AB 1500: Dickinson wants to make online purchasing so onerous that consumers would effectively be forced to buy from local stores rather than online, all so that the state can raise an additional estimated $24 million in tax revenue.
Or at least that’s where things started.
Somewhere along the way the target of the bill ‘Cigarettes, tobacco products, and electronic cigarettes” became just “Electronic cigarettes” And the individuals restricted from purchasing online changed from “persons in California” to “person under 18 years of age”
I wonder how much tax revenue Dickinson expects to raise by forcing persons “under 18 years of age” to buy their electronic cigarettes from local stores rather than online?...

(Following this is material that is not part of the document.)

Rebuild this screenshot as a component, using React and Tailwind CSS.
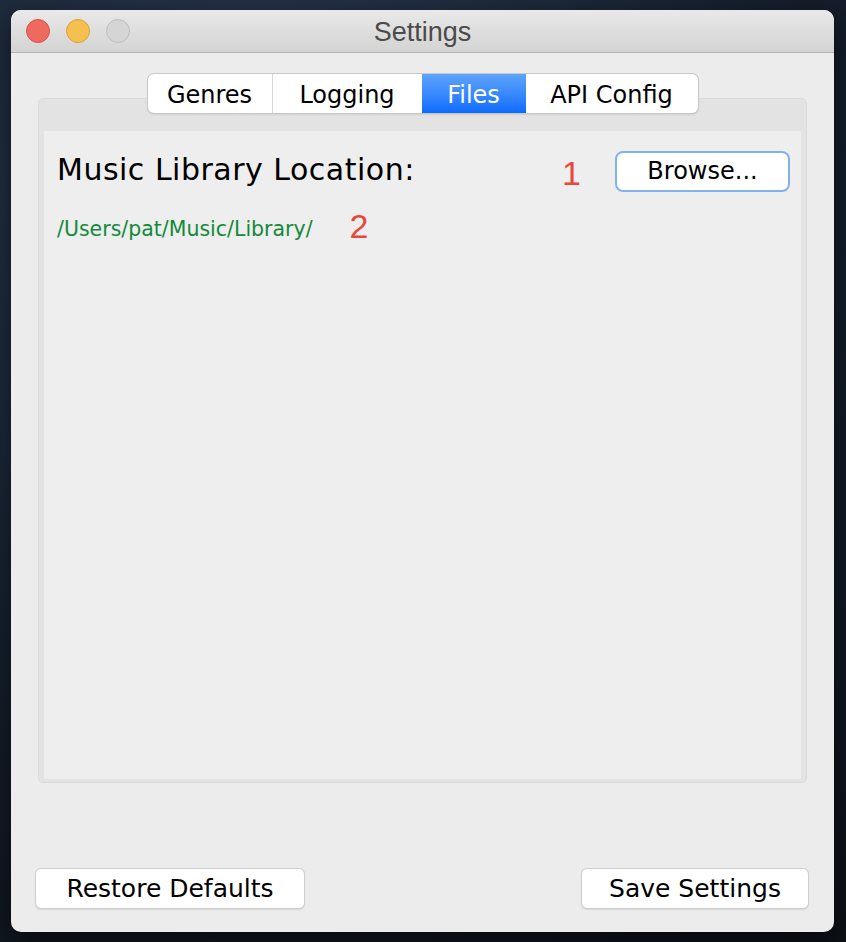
import React from "react";

const tabs = ["Genres", "Logging", "Files", "API Config"];

export default function App() {
  const active = "Files";

  return (
    <div className="w-[846px] h-[942px] overflow-hidden bg-[radial-gradient(circle_at_30%_20%,#2a3a55,#16202e_55%,#0d1218)] pt-[10px] pl-[11px]">
      {/* Window */}
      <div className="w-[823px] h-[922px] rounded-[10px] bg-[#ececec] shadow-[0_10px_30px_rgba(0,0,0,0.6)] overflow-hidden flex flex-col">
        {/* Title bar */}
        <div className="relative h-[43px] shrink-0 bg-gradient-to-b from-[#e9e9e9] to-[#d4d4d4] border-b border-[#b4b4b4] flex items-center justify-center">
          <div className="absolute left-[15px] top-[9px] flex gap-[16px]">
            <span className="w-[24px] h-[24px] rounded-full bg-[#ee6a5f] border border-[#d45349]" />
            <span className="w-[24px] h-[24px] rounded-full bg-[#f5c04f] border border-[#d7a13a]" />
            <span className="w-[24px] h-[24px] rounded-full bg-[#d5d5d5] border border-[#bdbdbd]" />
          </div>
          <span className="text-[27px] text-[#4b4b4b] font-['Liberation_Sans',sans-serif] mt-[3px]">
            Settings
          </span>
        </div>

        {/* Body */}
        <div className="flex-1 px-[27px] pt-[21px] flex flex-col">
          {/* Segmented tabs */}
          <div className="flex justify-center relative z-10">
            <div className="flex h-[39px] rounded-[6px] bg-white shadow-[0_0_0_1px_#c9c9c9,0_1px_2px_rgba(0,0,0,0.25)] overflow-hidden font-['DejaVu_Sans',sans-serif] text-[24px] text-black">
              {tabs.map((t, i) => (
                <div
                  key={t}
                  className={`flex items-center justify-center pt-[2px] ${
                    i === 0 ? "w-[125px]" : i === 1 ? "w-[149px]" : i === 2 ? "w-[104px]" : "w-[172px]"
                  } ${
                    t === active
                      ? "bg-gradient-to-b from-[#5ea3fb] to-[#096bff] text-white"
                      : i === 0
                      ? "border-r border-[#d6d6d6]"
                      : ""
                  }`}
                >
                  {t}
                </div>
              ))}
            </div>
          </div>

          {/* Tab panel */}
          <div className="-mt-[15px] h-[685px] rounded-[5px] bg-[#e3e3e3] border border-[#dadada] pt-[32px] px-[5px] pb-[3px] flex">
            <div className="flex-1 bg-[#eeeeee] pl-[13px] pr-[11px] pt-[19px]">
              <div className="flex items-center">
                <span className="text-[30px] text-black font-['DejaVu_Sans',sans-serif] tracking-[0.5px] -mt-[3px]">
                  Music Library Location:
                </span>
                <span className="ml-auto text-[34px] text-[#e8473b] font-['Liberation_Sans',sans-serif] leading-none mt-[4px]">
                  1
                </span>
                <button className="ml-[34px] w-[175px] h-[41px] rounded-[8px] bg-white border-2 border-[#80b2ec] text-[24px] text-black font-['DejaVu_Sans',sans-serif]">
                  Browse...
                </button>
              </div>
              <div className="flex items-center mt-[16px]">
                <span className="text-[20.5px] text-[#13893a] font-['DejaVu_Sans',sans-serif] mt-[6px]">
                  /Users/pat/Music/Library/
                </span>
                <span className="ml-[37px] text-[34px] text-[#e8473b] font-['Liberation_Sans',sans-serif] leading-none">
                  2
                </span>
              </div>
            </div>
          </div>

          {/* Bottom buttons */}
          <div className="mt-[86px] flex justify-between -ml-[2px] -mr-[1px]">
            <button className="w-[268px] h-[39px] rounded-[5px] bg-white shadow-[0_0_0_1px_#cfcfcf,0_1px_2px_rgba(0,0,0,0.3)] text-[25px] text-black font-['DejaVu_Sans',sans-serif]">
              Restore Defaults
            </button>
            <button className="w-[226px] h-[39px] rounded-[5px] bg-white shadow-[0_0_0_1px_#cfcfcf,0_1px_2px_rgba(0,0,0,0.3)] text-[25px] text-black font-['DejaVu_Sans',sans-serif]">
              Save Settings
            </button>
          </div>
        </div>
      </div>
    </div>
  );
}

None? Wait! What? Oh, that’s right, because a “person under 18 years of age” can’t legally purchase electronic cigarettes in California in the first place. So it’s clear that Dickinson isn't after tax revenue any more. Right? So what is he up to?
According to comments from the Assembly Committee on Governmental Organization hearing April 30, 2014 the purpose of the bill is to extend age verification procedures that are already in place for the delivery of tobacco products to e-cigarettes, and that “This will help safeguard against minors having access to e-cigarettes.”
Keeping electronic cigarettes out of the hands of minors is a laudable goal, but…Is Dickinson saying that adult consumers should be forced to buy from local stores rather than online in order to make it harder for minors to get e-cigarettes? Is he really suggesting restricting the options of adults… of voters to lawfully purchase a legal product just so that he can make the dubious claim that his bill has helped keep electronic cigarettes away from minors?
Well, maybe, but that ignores the fact that SB 882, Chapter 310, Statutes of 2010 made it unlawful for a person to sell or otherwise furnish an e-cigarette to a person under 18 years of age… Anyone currently providing e-cigarettes to minors is already breaking the law, and adding another layer of law isn’t likely to dissuade them from continuing. It also ignores the fact that anyone purchasing electronic cigarettes online is using a credit card…
Let’s just stop and think about that for a moment. If your child is using your credit card, with or without your knowledge and permission, then, to be blunt, it’s an issue of bad parenting. And if your child is making online purchases with a stolen credit card then electronic cigarettes are the least of your worries.
So where does that leave AB 1500? Well, I’m not inside Dickinson’s head, which is probably a good thing for my personal sanity, but it seems to me that to understand AB 1500 we need only go back to the beginning. Dickinson wants to make online purchasing so onerous that consumers would effectively be forced to buy from local stores rather than online. Not to raise revenue, and not to keep e-cigs from minors, but to make it harder for anyone to purchase electronic cigarettes at all, because, you know, that vague sense that anything with even a passing resemblance to smoking, must somehow be bad… unless it’s marijuana, complete with its higher than cigarette tar, carbon monoxide, benzene and toluene levels, THAT get’s legalized.